Wer oben ankommt, muss keinen Gewaltmarsch mehr machen, um das Ettaler Manndl, einen bekannten Aussichtspunkt, zu erreichen. Oder man setzt sich gleich darnieder und blickt fasziniert auf die Zugspitze und ihre steinigen Nachbarn links und rechts. Natürlich sind hier im sanften Gebirge auch die Mountainbiker und E-Biker unterwegs. Zwar ist die Ausschilderung noch dürftig, aber immerhin gibt es ein großes Wegenetz, das der traditionellen Waldwirtschaft geschuldet ist. So ist es kein Zufall, dass dort Oberförster Anton Burkhart unterwegs ist, der im Jahr 2000 den Christus mimte.

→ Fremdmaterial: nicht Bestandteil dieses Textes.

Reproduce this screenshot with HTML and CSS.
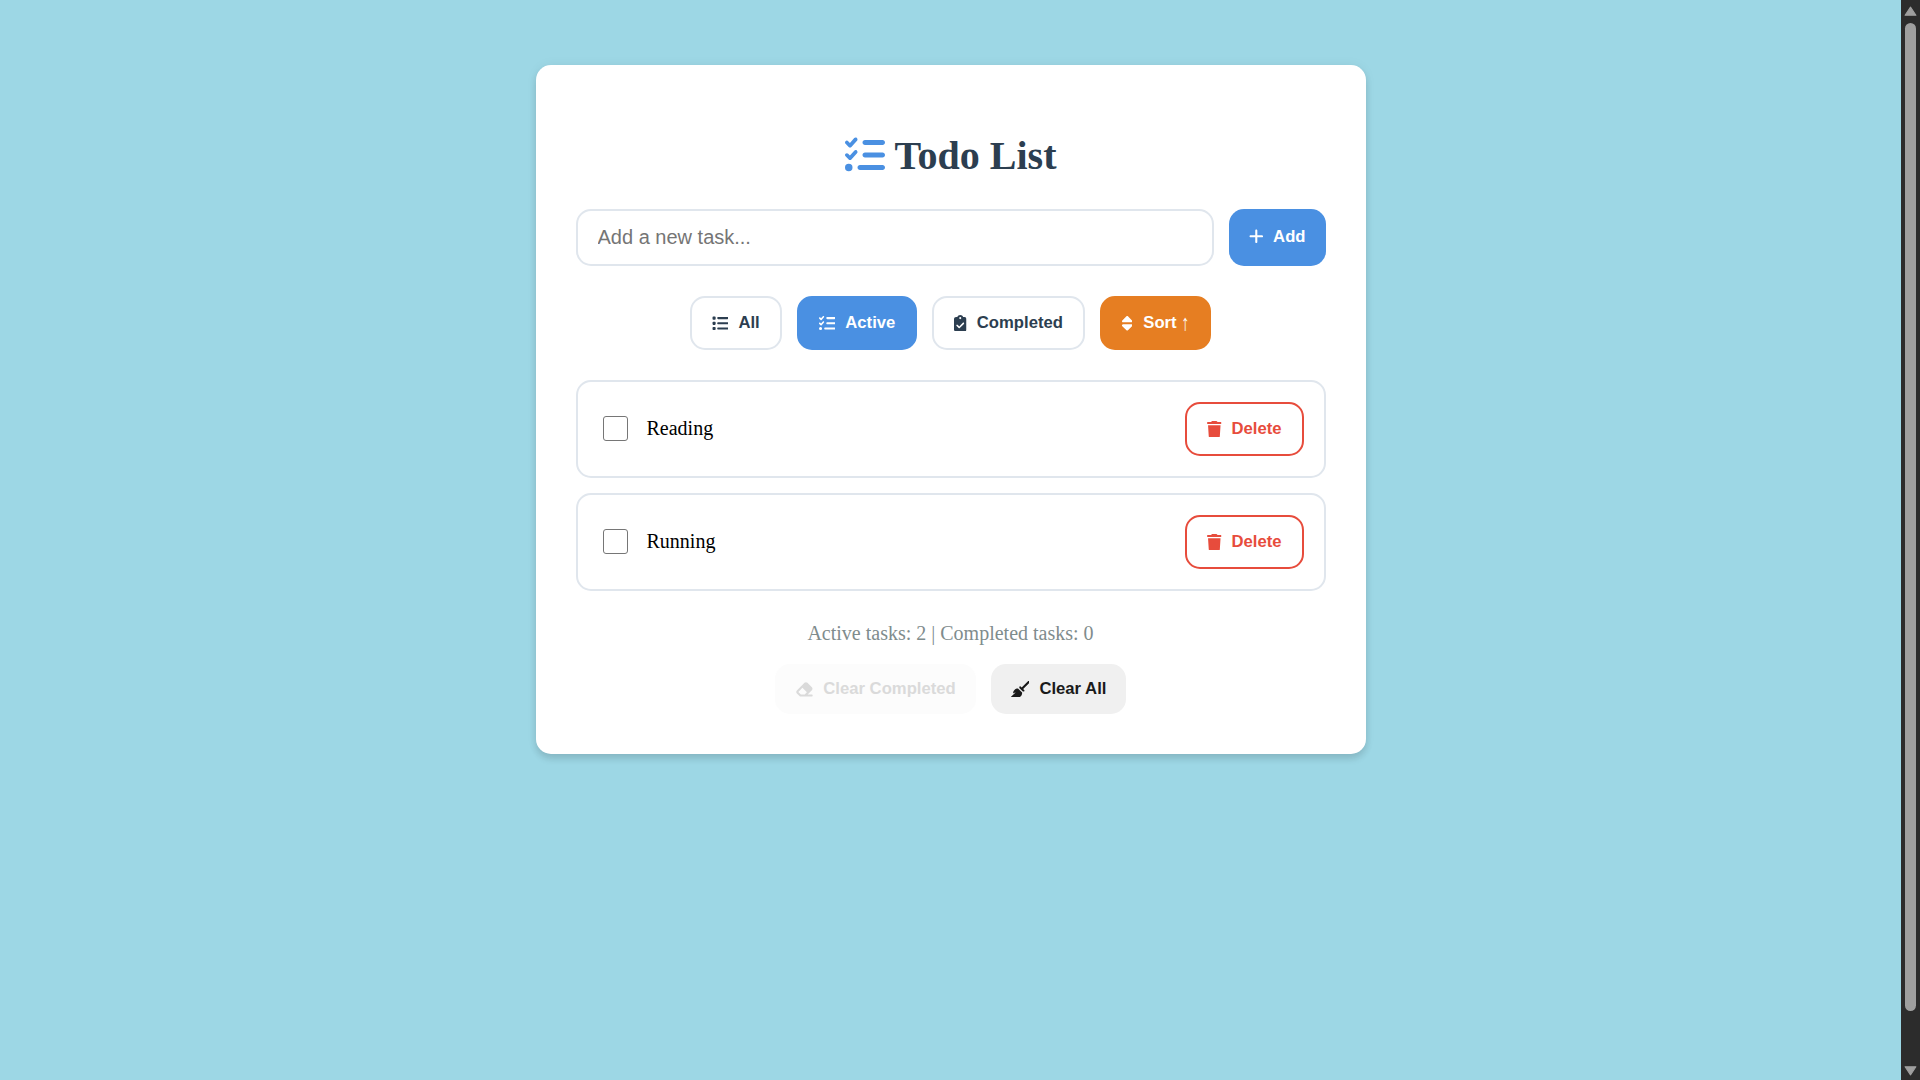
FILE: index.html
```html
<!DOCTYPE html>
<html lang="en">
<head>
<meta charset="utf-8">
<title>Todo List</title>
<link rel="stylesheet" href="styles.css">
</head>
<body>
<svg class="defs" aria-hidden="true">
  <symbol id="list-check" viewBox="0 0 512 512"><path d="M152.100 38.200c9.900 8.900 10.700 24 1.800 33.900l-72 80c-4.400 4.900-10.600 7.800-17.200 7.900s-12.900-2.400-17.600-7L7 113C-2.300 103.600-2.300 88.400 7 79s24.600-9.400 33.900 0l22.100 22.100 55.100-61.200c8.900-9.900 24-10.700 33.900-1.800zm0 160c9.900 8.900 10.700 24 1.800 33.900l-72 80c-4.400 4.900-10.600 7.800-17.200 7.900s-12.900-2.400-17.600-7L7 273c-9.400-9.400-9.400-24.600 0-33.900s24.600-9.400 33.900 0l22.100 22.100 55.100-61.200c8.900-9.900 24-10.700 33.900-1.800zM224 96c0-17.700 14.300-32 32-32l224 0c17.700 0 32 14.300 32 32s-14.300 32-32 32l-224 0c-17.700 0-32-14.300-32-32zm0 160c0-17.700 14.300-32 32-32l224 0c17.700 0 32 14.300 32 32s-14.300 32-32 32l-224 0c-17.700 0-32-14.300-32-32zM160 416c0-17.700 14.300-32 32-32l288 0c17.700 0 32 14.300 32 32s-14.300 32-32 32l-288 0c-17.700 0-32-14.300-32-32zM48 368a48 48 0 1 1 0 96 48 48 0 1 1 0-96z"/></symbol>
  <symbol id="list" viewBox="0 0 512 512"><path d="M40 48C26.700 48 16 58.700 16 72l0 48c0 13.300 10.700 24 24 24l48 0c13.300 0 24-10.700 24-24l0-48c0-13.300-10.700-24-24-24L40 48zM192 64c-17.700 0-32 14.300-32 32s14.300 32 32 32l288 0c17.700 0 32-14.300 32-32s-14.300-32-32-32L192 64zm0 160c-17.700 0-32 14.300-32 32s14.300 32 32 32l288 0c17.700 0 32-14.300 32-32s-14.300-32-32-32l-288 0zm0 160c-17.700 0-32 14.300-32 32s14.300 32 32 32l288 0c17.700 0 32-14.300 32-32s-14.300-32-32-32l-288 0zM16 232l0 48c0 13.300 10.700 24 24 24l48 0c13.300 0 24-10.700 24-24l0-48c0-13.300-10.700-24-24-24l-48 0c-13.300 0-24 10.700-24 24zM40 368c-13.300 0-24 10.700-24 24l0 48c0 13.300 10.700 24 24 24l48 0c13.300 0 24-10.700 24-24l0-48c0-13.300-10.700-24-24-24l-48 0z"/></symbol>
  <symbol id="plus" viewBox="0 0 448 512"><path d="M256 80c0-17.700-14.300-32-32-32s-32 14.300-32 32l0 144L48 224c-17.700 0-32 14.300-32 32s14.300 32 32 32l144 0 0 144c0 17.700 14.300 32 32 32s32-14.300 32-32l0-144 144 0c17.700 0 32-14.300 32-32s-14.300-32-32-32l-144 0 0-144z"/></symbol>
  <symbol id="clipboard" viewBox="0 0 384 512"><path d="M192 0c-41.800 0-77.400 26.700-90.500 64L64 64C28.700 64 0 92.700 0 128L0 448c0 35.300 28.700 64 64 64l256 0c35.300 0 64-28.700 64-64l0-320c0-35.300-28.700-64-64-64l-37.500 0C269.400 26.700 233.800 0 192 0zm0 64a32 32 0 1 1 0 64 32 32 0 1 1 0-64zM305 273L177 401c-9.400 9.400-24.600 9.400-33.900 0L79 337c-9.400-9.400-9.400-24.600 0-33.900s24.600-9.400 33.900 0l47 47L271 239c9.400-9.400 24.600-9.400 33.900 0s9.400 24.600 0 33.900z"/></symbol>
  <symbol id="sort" viewBox="0 0 320 512"><path d="M137.400 41.400c12.500-12.500 32.800-12.500 45.300 0l128 128c9.200 9.200 11.900 22.900 6.900 34.900s-16.600 19.800-29.600 19.800L32 224c-12.900 0-24.600-7.800-29.600-19.800s-2.200-25.700 6.900-34.900l128-128zm0 429.300l-128-128c-9.200-9.200-11.900-22.900-6.900-34.900s16.600-19.800 29.600-19.800l256 0c12.900 0 24.600 7.800 29.600 19.800s2.200 25.700-6.900 34.900l-128 128c-12.500 12.500-32.800 12.500-45.300 0z"/></symbol>
  <symbol id="trash" viewBox="0 0 448 512"><path d="M135.200 17.700L128 32 32 32C14.300 32 0 46.300 0 64S14.300 96 32 96l384 0c17.700 0 32-14.300 32-32s-14.300-32-32-32l-96 0-7.200-14.300C307.400 6.800 296.300 0 284.200 0L163.800 0c-12.100 0-23.200 6.800-28.600 17.700zM416 128L32 128 53.200 467c1.600 25.300 22.600 45 47.900 45l245.800 0c25.300 0 46.300-19.700 47.900-45L416 128z"/></symbol>
  <symbol id="eraser" viewBox="0 0 576 512"><path d="M290.700 57.400L57.400 290.700c-25 25-25 65.500 0 90.500l80 80c12 12 28.300 18.700 45.300 18.700L288 480l9.400 0L512 480c17.700 0 32-14.300 32-32s-14.300-32-32-32l-124.100 0L518.600 285.300c25-25 25-65.500 0-90.500L381.300 57.400c-25-25-65.500-25-90.500 0zM297.400 416l-9.400 0-105.400 0-80-80L227.300 211.300 364.700 348.700 297.400 416z"/></symbol>
  <symbol id="broom" viewBox="0 0 576 512"><path d="M566.600 54.600c12.500-12.500 12.500-32.800 0-45.300s-32.800-12.500-45.300 0l-192 192-34.700-34.700c-4.200-4.200-10-6.600-16-6.600c-12.500 0-22.600 10.100-22.600 22.600l0 29.100L364.300 320l29.100 0c12.500 0 22.600-10.100 22.600-22.600c0-6-2.400-11.800-6.600-16l-34.700-34.700 192-192zM341.100 353.400L222.600 234.900c-42.700-3.700-85.200 11.700-115.800 42.300l-8 8C76.500 307.500 64 337.700 64 369.200c0 6.800 7.100 11.200 13.200 8.200l51.100-25.500c5-2.500 9.500 4.100 5.400 7.900L7.300 473.400C2.700 477.600 0 483.600 0 489.900C0 502.100 9.900 512 22.100 512l173.300 0c38.800 0 75.900-15.400 103.400-42.800c30.600-30.600 45.900-73.100 42.300-115.800z"/></symbol>
</svg>
<div class="window">
  <main class="page">
    <section class="card">
      <h1 class="title"><svg class="icon title-icon"><use href="#list-check"/></svg>Todo List</h1>
      <div class="entry">
        <input class="entry-input" type="text" placeholder="Add a new task...">
        <button class="btn primary"><svg class="icon w14"><use href="#plus"/></svg>Add</button>
      </div>
      <div class="filters">
        <button class="btn outline"><svg class="icon"><use href="#list"/></svg>All</button>
        <button class="btn outline active"><svg class="icon"><use href="#list-check"/></svg>Active</button>
        <button class="btn outline"><svg class="icon w12"><use href="#clipboard"/></svg>Completed</button>
        <button class="btn outline sort"><svg class="icon w10"><use href="#sort"/></svg><span>Sort <span class="direction">↑</span></span></button>
      </div>
      <ul class="tasks">
        <li class="task"><input class="check" type="checkbox"><span class="label">Reading</span><button class="btn outline danger"><svg class="icon w14"><use href="#trash"/></svg>Delete</button></li>
        <li class="task"><input class="check" type="checkbox"><span class="label">Running</span><button class="btn outline danger"><svg class="icon w14"><use href="#trash"/></svg>Delete</button></li>
      </ul>
      <p class="stats">Active tasks: 2 | Completed tasks: 0</p>
      <div class="clear">
        <button class="btn plain faded"><svg class="icon w18"><use href="#eraser"/></svg>Clear Completed</button>
        <button class="btn plain"><svg class="icon w18"><use href="#broom"/></svg>Clear All</button>
      </div>
    </section>
  </main>
  <div class="scrollbar">
    <svg class="arrow" viewBox="0 0 12 10"><path d="M6 1 11 8.500H1Z"/></svg>
    <div class="thumb"></div>
    <svg class="arrow down" viewBox="0 0 12 10"><path d="M6 9 1 1.500H11Z"/></svg>
  </div>
</div>
</body>
</html>
```
FILE: styles.css
```css
* { box-sizing: border-box; }
body { margin: 0; overflow: hidden; font-family: "Liberation Serif", "Times New Roman", serif; }
.defs { display: none; }
.window { display: flex; height: 1080px; }
.page { flex: 1; display: flex; justify-content: center; align-items: flex-start; padding-top: 65px; background: #9dd7e5; }
.card { width: 830px; height: 689px; padding: 40px; background: #fff; border-radius: 15px; box-shadow: 0 5px 7.5px rgba(0, 0, 0, 0.12), 0 0 12px rgba(0, 0, 0, 0.05); }
.title { display: flex; align-items: center; justify-content: center; gap: 10px; height: 46px; margin: 27px 0 31px; font-size: 40px; line-height: 46px; padding-top: 2px; color: #2c3e50; }
.icon { width: 16.67px; height: 16.67px; flex: none; fill: currentColor; }
.title-icon { width: 40px; height: 40px; margin-top: -2px; color: #4a90e2; }
.w10 { width: 10.42px; }
.w12 { width: 12.5px; }
.w14 { width: 14.58px; }
.w18 { width: 18.75px; }
.entry { display: flex; gap: 15px; height: 57px; margin-bottom: 30px; }
.entry-input { flex: 1; min-width: 0; padding: 15px 20px; border: 2px solid #e0e6ed; border-radius: 15px; font: 20px "Liberation Sans", Arial, sans-serif; background: #fff; }
.entry-input::placeholder { color: #757575; }
.btn { display: flex; align-items: center; justify-content: center; gap: 10px; height: 50px; padding: 0 20px; border: 0; border-radius: 15px; font: bold 16.67px/18px "Liberation Sans", Arial, sans-serif; white-space: nowrap; }
.primary { height: 57px; padding-bottom: 2px; background: #4a90e2; color: #fff; }
.outline { height: 54px; border: 2px solid #e0e6ed; background: #fff; color: #2c3e50; }
.active { border-color: #4a90e2; background: #4a90e2; color: #fff; }
.sort { border-color: #e67e22; background: #e67e22; color: #fff; gap: 11px; }
.direction { display: inline-block; font: 16px/14px "Liberation Serif", serif; transform: scaleY(1.4); }
.danger { border-color: #e74c3c; color: #e74c3c; }
.plain { background: #f0f0f0; color: #1a1a1a; }
.faded { background: #fcfcfc; color: #dadada; }
.filters, .clear { display: flex; justify-content: center; gap: 15px; }
.tasks { display: grid; gap: 15px; margin: 30px 0 31px; padding: 0; list-style: none; }
.task { display: flex; align-items: center; height: 98px; padding: 20px; border: 2px solid #e0e6ed; border-radius: 15px; }
.check { appearance: none; width: 25px; height: 25px; margin: 0 18.5px 1px 5.5px; border: 1px solid #767676; border-radius: 3px; background: #fff; }
.label { flex: 1; font-size: 20px; line-height: 23px; padding-bottom: 1px; }
.stats { margin: 0 0 19px; font-size: 20px; line-height: 23px; text-align: center; color: #7f8c8d; }
.scrollbar { display: flex; flex-direction: column; align-items: center; width: 19px; padding: 6px 0 4px; background: #2c2c2c; }
.arrow { width: 13px; height: 11px; fill: #9f9f9f; stroke: #9f9f9f; stroke-linejoin: round; }
.thumb { width: 11px; height: 988px; margin-top: 6px; border-radius: 6px; background: #9f9f9f; }
.down { margin-top: auto; }
```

Ob ihn die Rolle verändert hat? Er verneint, aber es sind einzelne Szenen geblieben, die ihm heute noch kalte Schauer über den Rücken jagen. Als er das erste Mal am Kreuz hängt und in die Zuschauermenge blickt, sieht er entsetzte, bangende Gesichter und weinende Menschen. „Jeder weiß, wie es ausgeht, dass Jesus stirbt. Und trotzdem sind alle total mitgenommen.“ Anton Burkhart ist auch 2020 wieder dabei, er darf dann den Josef von Arimathäa spielen. Er ist einer von rund 2500 Mitwirkenden, der halbe Ort ist mit von der Partie und muss sich überlegen, wie er das seinem Arbeitgeber erklärt. Die Spielzeit geht von Mai bis Oktober, fünfmal die Woche ist Passion. Die 21 Hauptrollen sind doppelt besetzt, aber es ist fast unmöglich, gleichzeitig einem Vollzeitjob nachzugehen.
Oberammergau
- Unterkunft Alte Post: Das Drei-Sterne-Hotel ist eine solide Unterkunft. Die Zimmer sind teils renoviert, die Mahlzeiten typisch bayrisch, sprich: deftig. DZ/F ab 79 Euro. www.altepost.com Hotel Fux: Das Hotel (3 Sterne) bietet auch Ferienwohnungen. DZ/F ab 70 Euro. www.hotel-in-oberammergau.de
- Passionsspiele Premiere: 16. Mai 2020. Bis zum 4. Oktober gibt es 103 Aufführungen (Montag und Mittwoch sind spielfrei). Dauer: rund 5 Stunden. Jede Vorstellung wird in den späten Nachmittagsstunden für 3 Stunden unterbrochen, damit Zeit zum Abendessen etc. bleibt. Karten/Arrangements unter Tel. 05 11 / 54 38 90 47 oder www.passionsspiele-oberammergau.de
- Theater-Führungen: Di.-So., jeweils 14 und 16 Uhr (samstags 1. Führung bereits um 13 Uhr); Dauer: ca. 45 Minuten, Preis: 6 Euro. Ortsführungen: „Oberammergau und seine Geschichte“ jeden Samstag, 14 Uhr, Dauer: ca. 70 Minuten, Preis: 6 Euro. Treffpunkt Oberammergau Museum, Dorfstr. 8.
- Was man tun und lassen sollte Bereits diesen Sommer nach Oberammergau fahren und „Die Pest“ anschauen, die von Juni bis August gespielt wird. Das ist sozusagen die Vorgeschichte zur Passion. Karten ab 19 Euro unter www.passionstheater.de Auf keinen Fall stinknormales Bier trinken. Fast überall gibt es das helle und dunkle Klosterbräu aus Ettal.